Chest pain checked at Waynesboro, Pa., hospital

August 14, 2000

Chest pain checked at Waynesboro, Pa., hospital

By RICHARD F. BELISLE / Staff Writer, Waynesboro

photo: RIC DUGAN / staff photographer

Dr. Bruce FosterWAYNESBORO, Pa. - Each year about 800 of the approximately 1,000 people taken to the Waynesboro Hospital Emergency Room with chest pains are sent home because their pains are not heart-related, the hospital's director of emergency medicine said Monday.

Dr. Bruce Foster said it's obvious, after electrocardiogram and other tests are done, that the chest pains of 40 of the 200 remaining patients were caused by heart attacks. Those patients are transferred to the hospital's coronary care unit for intensive care.

It's the remaining 160 patients whose heart damage doesn't show up on EKG and blood enzyme tests until hours later that worry doctors, Foster said. That's where the Chest Pain Evaluation Center, a specially equipped room off the emergency room, is put to use.


"There may be suspicions, but actual evidence of a heart attack may not show up on an EKG in 10 to 15 percent of the chest pain cases for at least six hours," Foster said.

As a safeguard, before the Chest Pain Evaluation Center - or CPEC as Foster likes to call it - was installed in a room off the emergency room in 1993, such patients were sent to the coronary care unit for 24 hours of intense, invasive and costly tests.

It is an anxious time for patients and their loved ones while their doctors wait for test results that decide the seriousness of their conditions, he said.

By contrast, patients spend just nine hours in the CPEC in a much more relaxed setting. The center's equipment includes a bed, heart-monitoring equipment, a reclining chair and a television. Patients spend their nine hours in the bed or sitting in the chair, often with a loved one by their side. Wires attached to them monitor their conditions while they watch television, read, sleep or visit with their family, Foster said.

The tests over the nine hours show whether the chest pains were caused by heart damage or an unrelated cause such as chest muscle spasms, simple indigestion "or a zillion other causes," Foster said. "If everything is negative after nine hours we can feel really comfortable that the patient did not have a heart attack."

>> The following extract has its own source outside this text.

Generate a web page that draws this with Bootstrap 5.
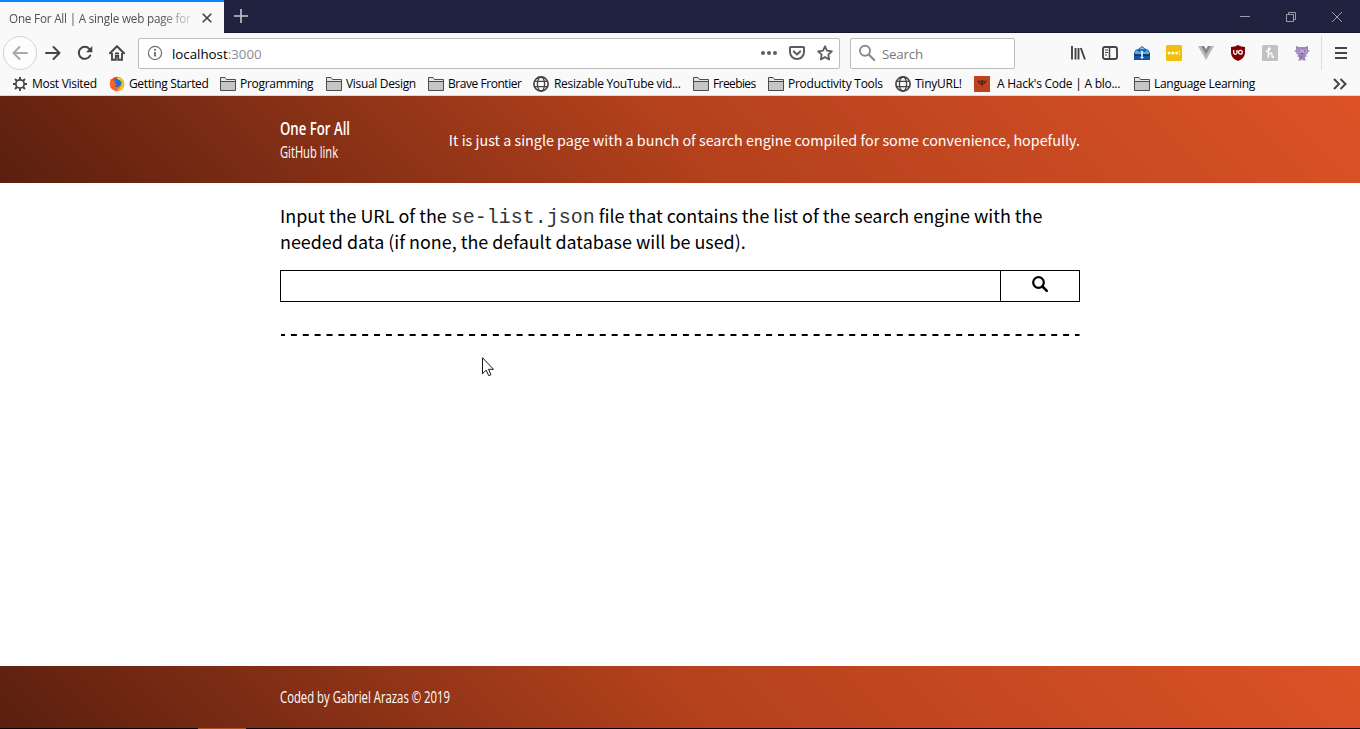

Foster said on average 10 of the 160 patients sent to the CPEC show up with heart damage during the nine hours of monitoring. The other 150 who complained of chest pains get to go home, free of heart problems, at least for now. As things turned out they didn't need to be in the hospital at all, but neither they nor their doctors could know that until the tests were done in the CPEC, Foster said.

According to Sheran White, spokeswoman for Summit Health, which owns Waynesboro and Chambersburg hospitals, Waynesboro's center is the only one of its kind in the Tri-State area.

Mostly Foster's brainchild, the unit was set up in 1993 after he learned that such facilities were operating successfully in other hospitals.

"It made sense to me," Foster said. "It's more of a system of care and how we're organized to provide it."

"All hospitals have their strong points," Foster said. "We don't see much trauma in our emergency room. We see a lot more medical emergencies rather than the kind of surgical emergencies they see in the hospitals in Washington County or Chambersburg That's why we have such a strong cardiac interest here."

Waynesboro Hospital draws patients from Southern Franklin County, northern Washington County and northwest Frederick County, Md., Foster said.

Foster's background is in internal medicine and cardiology.

Waynesboro began making changes in the way it deals with heart patients as far back as the late 1980s, Foster said.

The hospital started with a pilot program that trained paramedics and nurses in how to distinguish between heart attacks and chest pains in the field. As a result of the training, emergency room personnel were better prepared for incoming heart patients, he said.

The second major change was the establishment of CPEC seven years ago, he said.